--- Begin ---

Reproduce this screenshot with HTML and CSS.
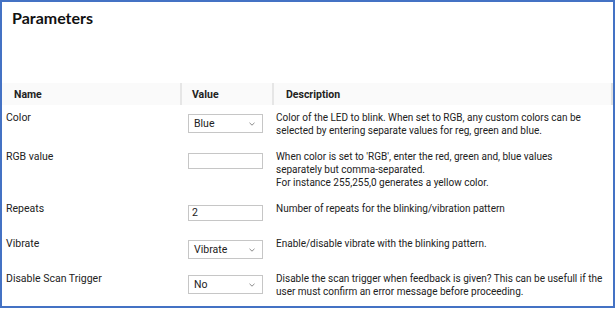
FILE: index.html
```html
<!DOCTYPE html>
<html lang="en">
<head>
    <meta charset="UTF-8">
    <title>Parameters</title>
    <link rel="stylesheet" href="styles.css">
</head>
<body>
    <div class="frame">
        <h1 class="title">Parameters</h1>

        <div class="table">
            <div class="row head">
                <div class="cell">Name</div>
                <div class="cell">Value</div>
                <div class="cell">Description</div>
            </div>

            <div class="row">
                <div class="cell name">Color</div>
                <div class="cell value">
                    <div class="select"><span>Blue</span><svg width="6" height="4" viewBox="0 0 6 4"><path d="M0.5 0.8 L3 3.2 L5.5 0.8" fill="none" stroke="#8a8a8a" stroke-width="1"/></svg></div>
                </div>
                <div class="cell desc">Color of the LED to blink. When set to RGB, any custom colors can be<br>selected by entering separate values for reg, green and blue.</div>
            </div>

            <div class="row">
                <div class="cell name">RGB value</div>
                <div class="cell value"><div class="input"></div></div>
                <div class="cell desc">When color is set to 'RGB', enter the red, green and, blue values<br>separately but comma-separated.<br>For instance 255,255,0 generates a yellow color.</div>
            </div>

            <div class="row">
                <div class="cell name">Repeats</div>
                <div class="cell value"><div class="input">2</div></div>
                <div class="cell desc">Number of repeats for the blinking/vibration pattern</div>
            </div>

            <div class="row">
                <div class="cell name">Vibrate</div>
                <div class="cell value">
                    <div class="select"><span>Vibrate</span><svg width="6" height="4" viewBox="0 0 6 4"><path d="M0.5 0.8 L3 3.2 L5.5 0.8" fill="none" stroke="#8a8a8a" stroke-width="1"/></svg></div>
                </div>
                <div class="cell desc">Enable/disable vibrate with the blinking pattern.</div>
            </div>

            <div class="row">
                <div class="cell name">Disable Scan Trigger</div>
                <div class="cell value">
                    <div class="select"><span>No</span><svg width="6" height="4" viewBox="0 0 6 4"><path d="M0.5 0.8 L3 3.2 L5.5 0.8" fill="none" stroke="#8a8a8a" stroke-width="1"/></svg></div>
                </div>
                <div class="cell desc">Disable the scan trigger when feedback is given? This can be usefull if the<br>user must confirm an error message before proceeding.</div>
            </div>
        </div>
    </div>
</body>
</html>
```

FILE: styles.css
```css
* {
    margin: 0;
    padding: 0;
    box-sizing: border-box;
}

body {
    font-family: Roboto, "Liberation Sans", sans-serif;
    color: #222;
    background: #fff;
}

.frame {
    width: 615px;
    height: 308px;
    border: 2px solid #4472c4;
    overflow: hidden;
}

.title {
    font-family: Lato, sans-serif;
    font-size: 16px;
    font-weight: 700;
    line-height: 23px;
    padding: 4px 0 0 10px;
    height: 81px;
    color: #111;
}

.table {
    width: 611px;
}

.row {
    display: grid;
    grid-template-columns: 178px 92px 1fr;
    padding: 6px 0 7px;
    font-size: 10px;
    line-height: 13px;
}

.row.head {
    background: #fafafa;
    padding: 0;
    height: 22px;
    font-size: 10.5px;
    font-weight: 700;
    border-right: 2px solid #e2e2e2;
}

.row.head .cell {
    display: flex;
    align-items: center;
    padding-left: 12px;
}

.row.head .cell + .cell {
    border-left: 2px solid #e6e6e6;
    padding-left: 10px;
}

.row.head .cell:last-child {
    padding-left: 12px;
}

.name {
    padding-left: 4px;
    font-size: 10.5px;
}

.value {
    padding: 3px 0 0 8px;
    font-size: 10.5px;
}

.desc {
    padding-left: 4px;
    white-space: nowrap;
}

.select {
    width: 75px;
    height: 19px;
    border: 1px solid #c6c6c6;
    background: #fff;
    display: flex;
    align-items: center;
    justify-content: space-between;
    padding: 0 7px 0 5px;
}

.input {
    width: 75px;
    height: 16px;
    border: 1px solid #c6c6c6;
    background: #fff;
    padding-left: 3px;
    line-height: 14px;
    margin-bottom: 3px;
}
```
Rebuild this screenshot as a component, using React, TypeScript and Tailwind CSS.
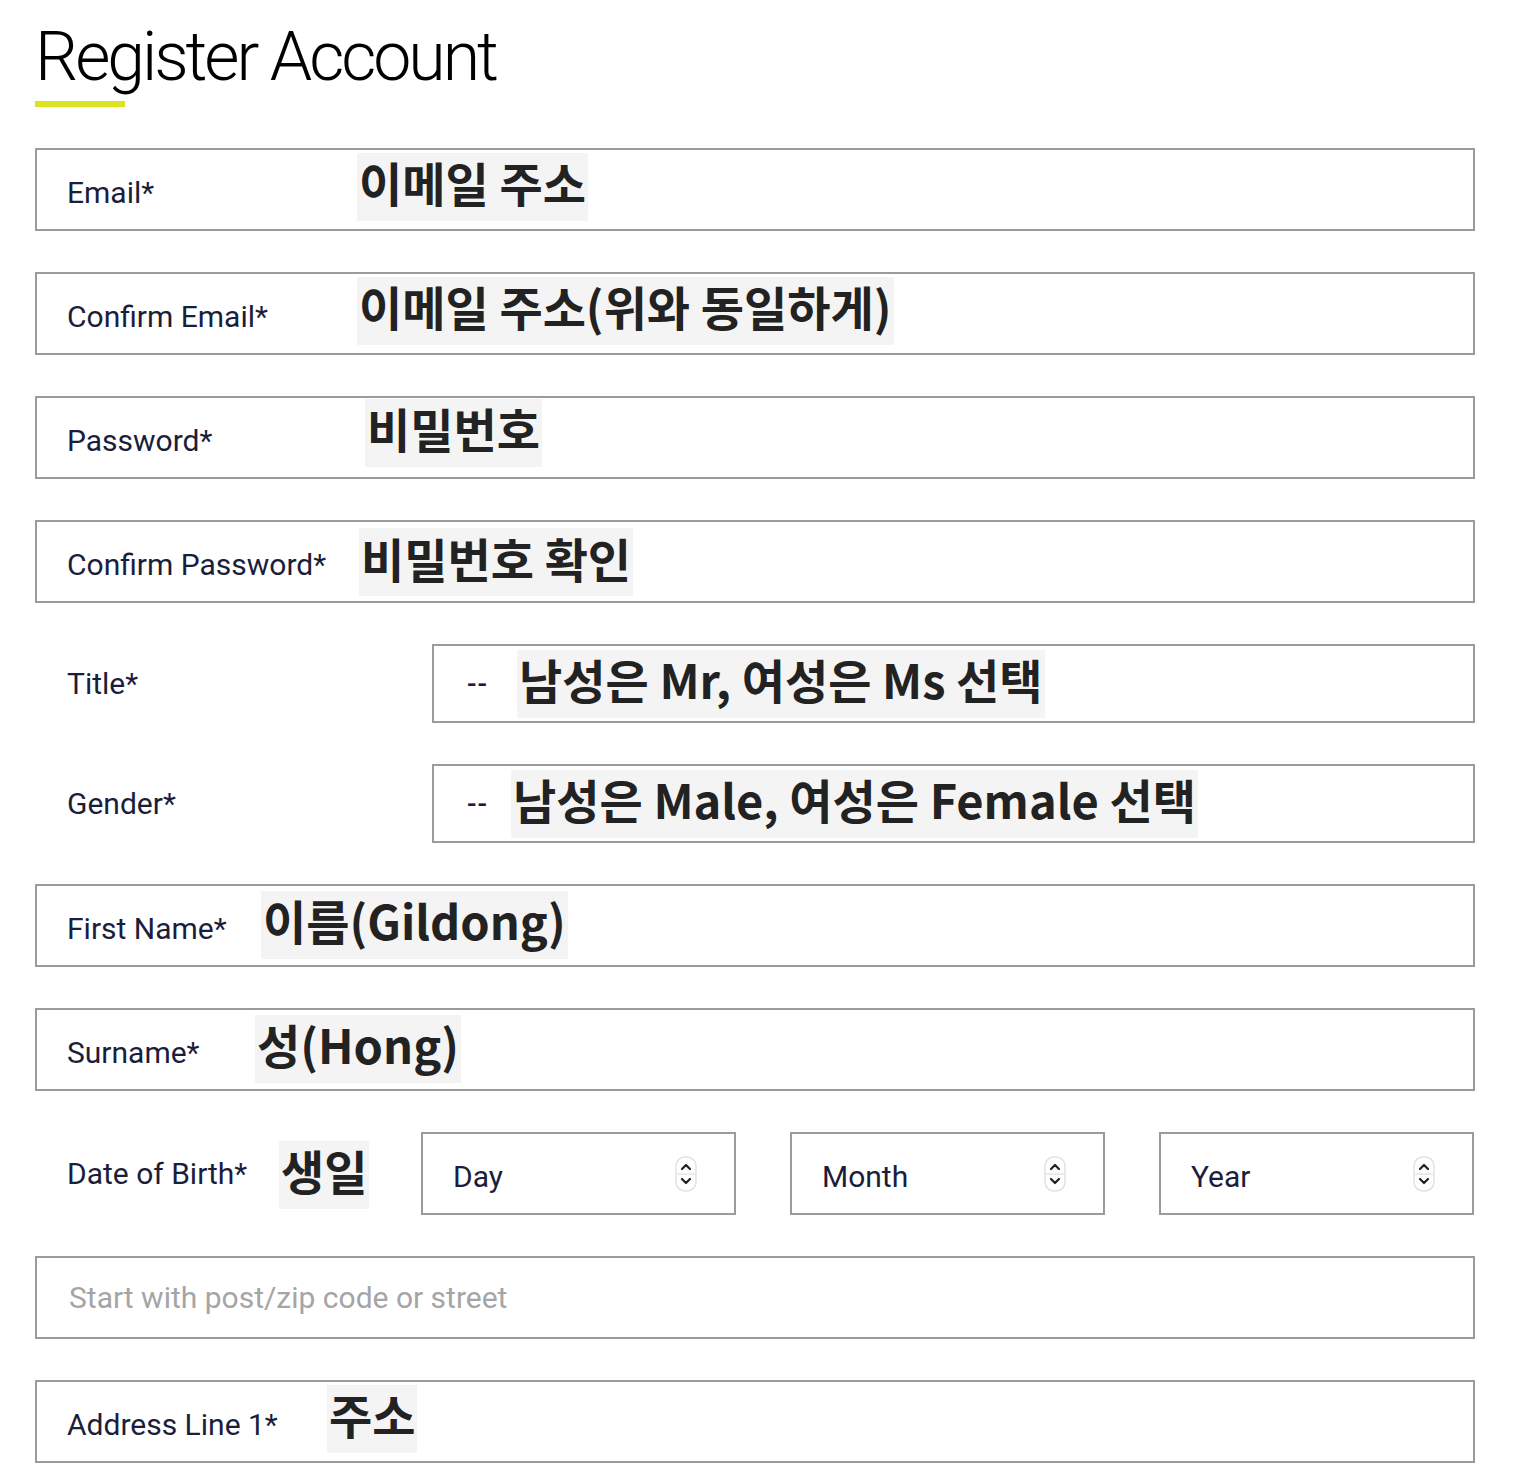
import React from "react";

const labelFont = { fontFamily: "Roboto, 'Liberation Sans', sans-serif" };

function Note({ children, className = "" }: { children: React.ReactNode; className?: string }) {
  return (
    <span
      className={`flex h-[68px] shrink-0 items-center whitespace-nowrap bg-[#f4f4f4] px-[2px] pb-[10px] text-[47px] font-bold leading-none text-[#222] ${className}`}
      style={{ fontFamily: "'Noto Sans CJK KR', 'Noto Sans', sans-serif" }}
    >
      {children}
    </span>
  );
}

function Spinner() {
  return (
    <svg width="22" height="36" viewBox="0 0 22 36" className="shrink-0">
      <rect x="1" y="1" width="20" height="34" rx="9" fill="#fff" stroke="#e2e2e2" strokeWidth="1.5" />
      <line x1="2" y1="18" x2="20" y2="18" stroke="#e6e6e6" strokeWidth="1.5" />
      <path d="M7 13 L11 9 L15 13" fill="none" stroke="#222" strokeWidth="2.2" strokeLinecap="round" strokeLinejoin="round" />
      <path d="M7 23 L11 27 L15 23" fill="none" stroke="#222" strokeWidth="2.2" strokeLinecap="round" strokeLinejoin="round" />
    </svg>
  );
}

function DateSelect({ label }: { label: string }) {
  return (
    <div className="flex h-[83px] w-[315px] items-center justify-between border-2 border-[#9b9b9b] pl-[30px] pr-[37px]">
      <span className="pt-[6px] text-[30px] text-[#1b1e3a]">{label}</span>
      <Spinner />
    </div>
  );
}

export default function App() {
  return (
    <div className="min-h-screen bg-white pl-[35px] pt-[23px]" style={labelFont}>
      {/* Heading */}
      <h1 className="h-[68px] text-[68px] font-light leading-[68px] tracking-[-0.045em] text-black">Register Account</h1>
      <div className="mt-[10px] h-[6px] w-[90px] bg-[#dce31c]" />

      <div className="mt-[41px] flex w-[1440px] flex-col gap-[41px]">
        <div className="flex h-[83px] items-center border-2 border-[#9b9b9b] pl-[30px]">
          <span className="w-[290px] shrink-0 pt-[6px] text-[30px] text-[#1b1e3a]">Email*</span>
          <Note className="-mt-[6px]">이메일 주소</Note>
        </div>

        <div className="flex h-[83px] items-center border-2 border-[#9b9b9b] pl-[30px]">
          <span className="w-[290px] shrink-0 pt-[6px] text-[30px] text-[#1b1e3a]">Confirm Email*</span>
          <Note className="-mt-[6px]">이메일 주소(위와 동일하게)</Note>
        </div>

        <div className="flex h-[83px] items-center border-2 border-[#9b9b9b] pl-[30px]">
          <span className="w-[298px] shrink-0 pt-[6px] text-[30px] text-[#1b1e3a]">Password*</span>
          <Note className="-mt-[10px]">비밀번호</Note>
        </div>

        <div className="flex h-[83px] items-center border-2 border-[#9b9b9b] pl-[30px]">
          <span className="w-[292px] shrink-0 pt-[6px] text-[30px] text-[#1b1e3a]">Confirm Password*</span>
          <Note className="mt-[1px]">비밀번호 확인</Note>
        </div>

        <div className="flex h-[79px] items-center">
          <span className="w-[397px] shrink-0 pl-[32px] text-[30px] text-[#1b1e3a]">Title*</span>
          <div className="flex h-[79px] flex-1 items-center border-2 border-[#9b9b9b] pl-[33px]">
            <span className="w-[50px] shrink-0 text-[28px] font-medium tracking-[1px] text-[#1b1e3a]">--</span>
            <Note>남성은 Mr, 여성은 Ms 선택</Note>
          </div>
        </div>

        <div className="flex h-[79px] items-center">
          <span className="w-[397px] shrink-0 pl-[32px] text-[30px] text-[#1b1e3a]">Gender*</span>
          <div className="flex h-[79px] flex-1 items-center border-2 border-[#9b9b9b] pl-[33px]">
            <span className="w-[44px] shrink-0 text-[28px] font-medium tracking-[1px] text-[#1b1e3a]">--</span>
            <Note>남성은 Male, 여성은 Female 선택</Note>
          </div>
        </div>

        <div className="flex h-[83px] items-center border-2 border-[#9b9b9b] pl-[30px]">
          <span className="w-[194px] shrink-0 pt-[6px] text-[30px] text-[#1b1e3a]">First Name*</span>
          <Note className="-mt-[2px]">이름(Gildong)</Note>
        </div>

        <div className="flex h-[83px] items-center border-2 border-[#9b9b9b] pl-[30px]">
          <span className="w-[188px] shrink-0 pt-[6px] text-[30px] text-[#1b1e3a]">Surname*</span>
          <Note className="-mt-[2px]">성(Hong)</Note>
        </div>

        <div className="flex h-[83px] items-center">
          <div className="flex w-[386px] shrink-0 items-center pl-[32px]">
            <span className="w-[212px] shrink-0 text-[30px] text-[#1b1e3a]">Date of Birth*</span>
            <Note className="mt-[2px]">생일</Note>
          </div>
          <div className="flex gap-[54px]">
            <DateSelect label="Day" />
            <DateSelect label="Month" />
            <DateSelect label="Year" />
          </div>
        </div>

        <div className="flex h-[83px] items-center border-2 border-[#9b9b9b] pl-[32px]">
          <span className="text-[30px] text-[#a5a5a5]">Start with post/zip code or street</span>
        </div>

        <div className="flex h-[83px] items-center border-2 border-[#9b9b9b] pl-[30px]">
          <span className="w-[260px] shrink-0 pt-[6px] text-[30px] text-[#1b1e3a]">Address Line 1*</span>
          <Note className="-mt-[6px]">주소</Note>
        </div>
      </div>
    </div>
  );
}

--- End ---

STATED GOAL: Copy out each line of the listing that holds "React".

TASK ANSWER:
Rebuild this screenshot as a component, using React, TypeScript and Tailwind CSS.
import React from "react";
function Note({ children, className = "" }: { children: React.ReactNode; className?: string }) {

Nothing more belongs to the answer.